Sophisticated, absorbing and secluded, Bosjes (pronounced Bos-yes) was the most detoxing experience over our 3 week period of experiencing Western Cape’s latest trends. Situated on the R43, Bosjes is well worth the two-hour drive from Cape Town.
We arrived early afternoon and headed for the Bosjes Kombuis. It was already evident that modern design was the focal point of the farm. The Kombuis, edgy, earthy and well lit by natural lighting entering through the large overhead glass panels, retains a farm-like feel with a triangular roof structure.
Skip the interior dining experience, head out onto the patio with one of the most surreal views of the Waaihoek and Slanghoek mountain regions. This is where you’ll find the 366 tile mural, ‘Tree of Life’.
Hameer and I had the 200g grass fed hamburger which was perfectly seasoned and cooked. The menu pricing is spot on, especially for soft drinks and other beverages, you’d think they’re still stuck in the early 2000’s.
The farm also provides kids entertainment – a sandpit, large kiddies slides and obstacle course and plenty of grass to run around on. You’d probably find yourself checking in at the hotel impromptu, with their per night pricing being extremely affordable.
At dusk, Hameer and I took a stroll to the ‘Instagram famous’ chapel. We came across a path that looked as though it led to a viewpoint. We headed up and when we reached the top, were in awe of the setting before us.
The sun was about to set, with light peaking through the surrounding mountains, hitting the back of Bosjes’s beautifully sculptured chapel. You never tire of the mountains, even though they fall within Vista, the ever-changing hues blanketing them through the afternoon, keep you marveled throughout the day.
The still, faint sound of birds chirping and the crisp evening air will remain one of my favorite moments, to date.
We didn’t have the opportunity to experience their Tea Garden as it had not opened yet during the time of our visit.
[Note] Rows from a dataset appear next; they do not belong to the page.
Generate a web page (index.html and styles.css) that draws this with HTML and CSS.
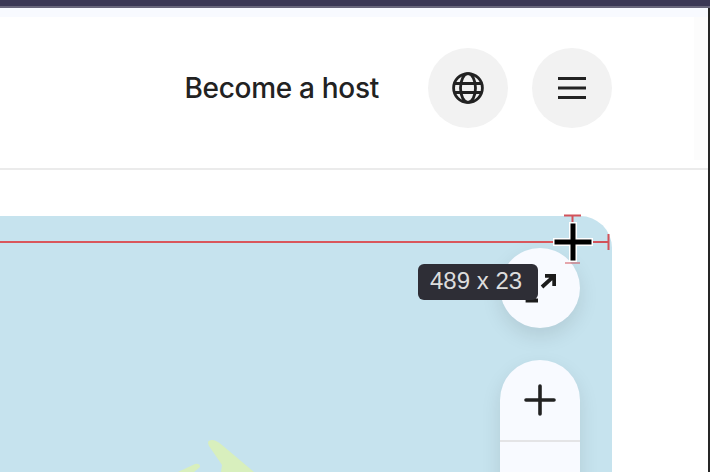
FILE: index.html
```html
<!DOCTYPE html>
<html lang="en">
<head>
    <meta charset="UTF-8">
    <meta name="viewport" content="width=device-width, initial-scale=1.0">
    <title>Become a host</title>
    <link rel="stylesheet" href="styles.css">
</head>
<body>
    <div class="window-bar"></div>
    <div class="page">
        <div class="top-band"></div>
        <header class="header">
            <a class="host-link">Become a host</a>
            <div class="header-buttons">
                <button class="round-btn">
                    <svg width="32" height="32" viewBox="0 0 32 32" fill="none" stroke="#222" stroke-width="2.800">
                        <circle cx="16" cy="16" r="14.4"/>
                        <ellipse cx="16" cy="16" rx="7.5" ry="14.4"/>
                        <path d="M2 11.5h28M2 20.5h28"/>
                    </svg>
                </button>
                <button class="round-btn">
                    <svg width="32" height="32" viewBox="0 0 32 32" fill="none" stroke="#222" stroke-width="3">
                        <path d="M2 6.5h28M2 16h28M2 25.5h28"/>
                    </svg>
                </button>
            </div>
            <div class="side-strip"></div>
        </header>
        <main class="content">
            <section class="map">
                <svg class="land" width="612" height="256" viewBox="0 0 612 256" fill="#d8efbd">
                    <path d="M209 230 Q206 224 212 224 Q216 224 222 229 L254 256 L221 256 L222 249 L220 246 Z"/>
                    <path d="M178 256 L195 248 Q200 247 200 251 L194 256 Z"/>
                </svg>
                <button class="map-btn expand-btn">
                    <svg width="32" height="32" viewBox="0 0 32 32" fill="none" stroke="#1c1c1c" stroke-width="3.800">
                        <path d="M21 3.800h9.200V14M30.200 3.800L18 15"/>
                        <path d="M3.500 20v8.500H14"/>
                    </svg>
                </button>
                <div class="zoom-ctrl">
                    <button class="zoom-btn">
                        <svg width="32" height="32" viewBox="0 0 32 32" fill="none" stroke="#222" stroke-width="3.600" stroke-linecap="round">
                            <path d="M16 2v28M2 16h28"/>
                        </svg>
                    </button>
                    <button class="zoom-btn"></button>
                </div>
            </section>
        </main>
        <!-- measuring tool on top of the page -->
        <div class="measure-line"></div>
        <svg class="measure-marks" width="52" height="60" viewBox="0 0 52 60" fill="none" stroke="#d2525a" stroke-width="2">
            <path d="M4 5.500h17M12.500 5v9"/>
            <path d="M48.500 24v16M31 32h17"/>
            <path d="M5 53h15" opacity="0.5"/>
        </svg>
        <svg class="cursor" width="44" height="44" viewBox="0 0 44 44" fill="none" stroke-linecap="square">
            <path d="M22 6v32M6 22h32" stroke="#fff" stroke-width="8"/>
            <path d="M22 6v32M6 22h32" stroke="#000" stroke-width="5"/>
        </svg>
        <div class="measure-label">489 x 23</div>
    </div>
</body>
</html>
```

FILE: styles.css
```css
* {
    box-sizing: border-box;
}
html, body {
    margin: 0;
    height: 100%;
    overflow: hidden;
}
body {
    font-family: Inter, "Noto Sans", sans-serif;
    background-color: #fff;
    color: #222;
}
button {
    padding: 0;
    border: 0;
    display: flex;
    align-items: center;
    justify-content: center;
}
.window-bar {
    height: 8px;
    background-color: #3b3855;
    border-bottom: 2px solid #69677c;
}
.page {
    position: relative;
    height: 464px;
    border-right: 2px solid #262626;
    display: flex;
    flex-direction: column;
}
.top-band {
    height: 9px;
    background-color: #f8faff;
}
.header {
    height: 153px;
    flex-shrink: 0;
    display: flex;
    align-items: center;
    justify-content: flex-end;
    gap: 49px;
    padding-right: 96px;
    padding-bottom: 9px;
    border-bottom: 2px solid #ebebeb;
}
.host-link {
    font-size: 28px;
    font-weight: 500;
    letter-spacing: -0.3px;
}
.header-buttons {
    display: flex;
    gap: 24px;
}
.round-btn {
    width: 80px;
    height: 80px;
    border-radius: 50%;
    background-color: #f2f2f2;
}
.side-strip {
    position: absolute;
    top: 9px;
    right: 0;
    width: 14px;
    height: 143px;
    background-color: #fcfcfc;
}
.content {
    flex: 1;
    min-height: 0;
    padding: 46px 96px 0 0;
}
.map {
    position: relative;
    height: 100%;
    overflow: hidden;
    background-color: #c6e3ee;
    border-top-right-radius: 32px;
}
.land {
    position: absolute;
    left: 0;
    top: 0;
}
.map-btn {
    position: absolute;
    top: 32px;
    right: 32px;
    width: 80px;
    height: 80px;
    border-radius: 50%;
    background-color: #f8faff;
    box-shadow: 0 8px 20px rgba(0,0,0,0.1);
}
.zoom-ctrl {
    position: absolute;
    top: 144px;
    right: 32px;
    width: 80px;
    border-radius: 40px;
    overflow: hidden;
    background-color: #f8faff;
    box-shadow: 0 8px 20px rgba(0,0,0,0.1);
}
.zoom-btn {
    width: 80px;
    height: 80px;
    background-color: transparent;
}
.zoom-btn + .zoom-btn {
    border-top: 2px solid #e4e4e6;
}
.measure-line {
    position: absolute;
    left: 0;
    top: 233px;
    width: 608px;
    height: 2px;
    background-color: #d9575c;
}
.measure-marks {
    position: absolute;
    left: 560px;
    top: 202px;
}
.cursor {
    position: absolute;
    left: 551px;
    top: 212px;
}
.measure-label {
    position: absolute;
    left: 418px;
    top: 256px;
    width: 120px;
    height: 36px;
    padding-left: 12px;
    border-radius: 6px;
    background-color: #2e2e36;
    color: #ddd;
    font-family: "Liberation Sans", Arial, sans-serif;
    font-size: 24px;
    line-height: 34px;
}
```
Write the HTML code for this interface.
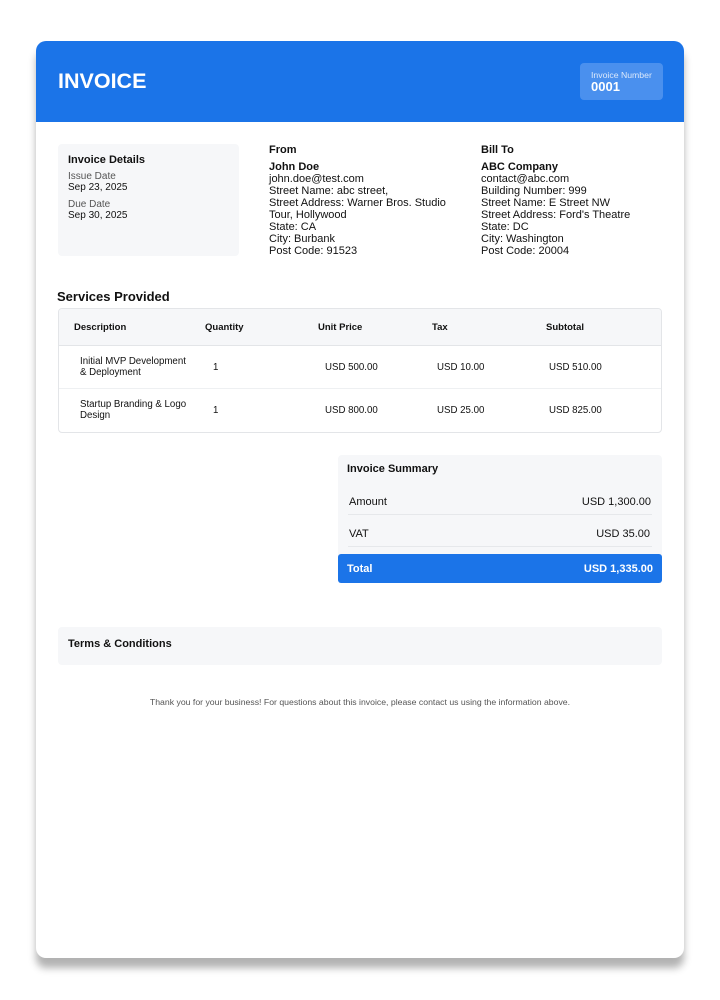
<!DOCTYPE html>
<html><head><meta charset="utf-8"><style>
*{margin:0;padding:0;box-sizing:border-box}
body{width:720px;height:1000px;background:#fff;font-family:"Liberation Sans",Arial,sans-serif;color:#111;position:relative;overflow:hidden}
.card{position:absolute;left:36px;top:41px;width:648px;height:917px;background:#fff;border-radius:10px;box-shadow:0 10px 8px rgba(0,0,0,0.3);overflow:hidden}
.hdr{position:absolute;left:0;top:0;width:648px;height:81px;background:#1b74e8}
.a{position:absolute;white-space:nowrap}
.t{font-size:11px;line-height:12px}
.b{font-weight:bold}
</style></head><body>
<div class="card">
<div class="hdr">
 <div class="a b" style="left:22px;top:28px;font-size:21.5px;color:#fff">INVOICE</div>
 <div class="a" style="left:544px;top:22px;width:83px;height:37px;background:#4a90ee;border-radius:4px"></div>
 <div class="a" style="left:555px;top:29px;font-size:8.7px;color:#dce9fb">Invoice Number</div>
 <div class="a b" style="left:555px;top:38px;font-size:13px;color:#fff">0001</div>
</div>
<div class="a" style="left:22px;top:103px;width:181px;height:112px;background:#f6f7f9;border-radius:4px"></div>
<div class="a b t" style="left:32px;top:113px">Invoice Details</div>
<div class="a" style="left:32px;top:130px;font-size:10px;color:#555">Issue Date</div>
<div class="a" style="left:32px;top:141px;font-size:10px">Sep 23, 2025</div>
<div class="a" style="left:32px;top:158px;font-size:10px;color:#555">Due Date</div>
<div class="a" style="left:32px;top:169px;font-size:10px">Sep 30, 2025</div>

<div class="a t" style="left:233px;top:103px"><b>From</b><div style="height:5px"></div><b>John Doe</b><br>john.doe@test.com<br>Street Name: abc street,<br>Street Address: Warner Bros. Studio<br>Tour, Hollywood<br>State: CA<br>City: Burbank<br>Post Code: 91523</div>
<div class="a t" style="left:445px;top:103px"><b>Bill To</b><div style="height:5px"></div><b>ABC Company</b><br>contact@abc.com<br>Building Number: 999<br>Street Name: E Street NW<br>Street Address: Ford's Theatre<br>State: DC<br>City: Washington<br>Post Code: 20004</div>

<div class="a b" style="left:21px;top:248px;font-size:13px">Services Provided</div>
<div class="a" style="left:22px;top:267px;width:604px;height:125px;border:1px solid #e3e5e8;border-radius:4px;overflow:hidden">
 <div style="height:37px;background:#f6f7f9;border-bottom:1px solid #e3e5e8"></div>
 <div style="height:43px;border-bottom:1px solid #eef0f2"></div>
</div>
<div class="a b" style="left:38px;top:281px;font-size:9.5px">Description</div>
<div class="a b" style="left:169px;top:281px;font-size:9.5px">Quantity</div>
<div class="a b" style="left:282px;top:281px;font-size:9.5px">Unit Price</div>
<div class="a b" style="left:396px;top:281px;font-size:9.5px">Tax</div>
<div class="a b" style="left:510px;top:281px;font-size:9.5px">Subtotal</div>
<div class="a" style="left:44px;top:315px;font-size:9.7px;line-height:11px">Initial MVP Development<br>&amp; Deployment</div>
<div class="a" style="left:44px;top:358px;font-size:9.7px;line-height:11px">Startup Branding &amp; Logo<br>Design</div>
<div class="a" style="left:177px;top:321px;font-size:9.7px">1</div>
<div class="a" style="left:177px;top:364px;font-size:9.7px">1</div>
<div class="a" style="left:289px;top:321px;font-size:9.7px">USD 500.00</div>
<div class="a" style="left:289px;top:364px;font-size:9.7px">USD 800.00</div>
<div class="a" style="left:401px;top:321px;font-size:9.7px">USD 10.00</div>
<div class="a" style="left:401px;top:364px;font-size:9.7px">USD 25.00</div>
<div class="a" style="left:513px;top:321px;font-size:9.7px">USD 510.00</div>
<div class="a" style="left:513px;top:364px;font-size:9.7px">USD 825.00</div>

<div class="a" style="left:302px;top:414px;width:324px;height:128px;background:#f6f7f9;border-radius:4px"></div>
<div class="a b t" style="left:311px;top:422px">Invoice Summary</div>
<div class="a t" style="left:313px;top:455px">Amount</div>
<div class="a t" style="right:33px;top:455px">USD 1,300.00</div>
<div class="a" style="left:312px;top:473px;width:304px;height:1px;background:#e6e8eb"></div>
<div class="a t" style="left:313px;top:487px">VAT</div>
<div class="a t" style="right:34px;top:487px">USD 35.00</div>
<div class="a" style="left:312px;top:505px;width:304px;height:1px;background:#e6e8eb"></div>
<div class="a" style="left:302px;top:513px;width:324px;height:29px;background:#1b74e8;border-radius:3px"></div>
<div class="a b t" style="left:311px;top:522px;color:#fff">Total</div>
<div class="a b t" style="right:31px;top:522px;color:#fff">USD 1,335.00</div>

<div class="a" style="left:22px;top:586px;width:604px;height:38px;background:#f6f7f9;border-radius:4px"></div>
<div class="a b t" style="left:32px;top:597px">Terms &amp; Conditions</div>
<div class="a" style="left:0;width:648px;text-align:center;top:656px;font-size:8.7px;color:#555">Thank you for your business! For questions about this invoice, please contact us using the information above.</div>
</div>
</body></html>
At least we have an excuse to return (not that we needed one!).
The guesthouse portion of the estate has an interesting layout – a large emphasis being placed on engagement. The rooms have a window, with a work desk, where other guests walk past to get to their room or to the pool. The pool forms the centerpiece among the five rooms.
For us, this was a welcomed design. It forces you to leave the hotel feel behind and focus on personal communication. This also proves great for larger/traveling families wanting to stay in a space where everyone is connected and in close contact. This falls in line with their kitchen and lounge area, which again focuses on gathering.
We stayed in the Deluxe Room which was, spacious, neat and inviting. The earthy tones continued here, with a contrasting bathroom which added a much-needed punch to the space. Bathrobes with the Bosjes pineapple logo are found in the bathroom, which adds a sweet, personal touch. The room had its own fireplace, which highlighted a cozy space for relaxation.
Dinner and Breakfast
An interesting concept by Bosjes. No a la carte for dinner or breakfast, no 3-course dinner or choice.
The supper meal is homemade, prepared fresh each evening by the chef, but leaves no room for choice. We had the spaghetti bolognese which was appetizing. It was almost a double portion with great flavor and finesse.
A light breakfast is provided. Cereals, pastries, preserves, hard-boiled eggs and cold meats are the breakfast components of Bosjes. All meals are enjoyed in the kitchen/lounge area.
If you’re inline for a full-on sensory detox, Bosjes has your elixir for R2750 per night.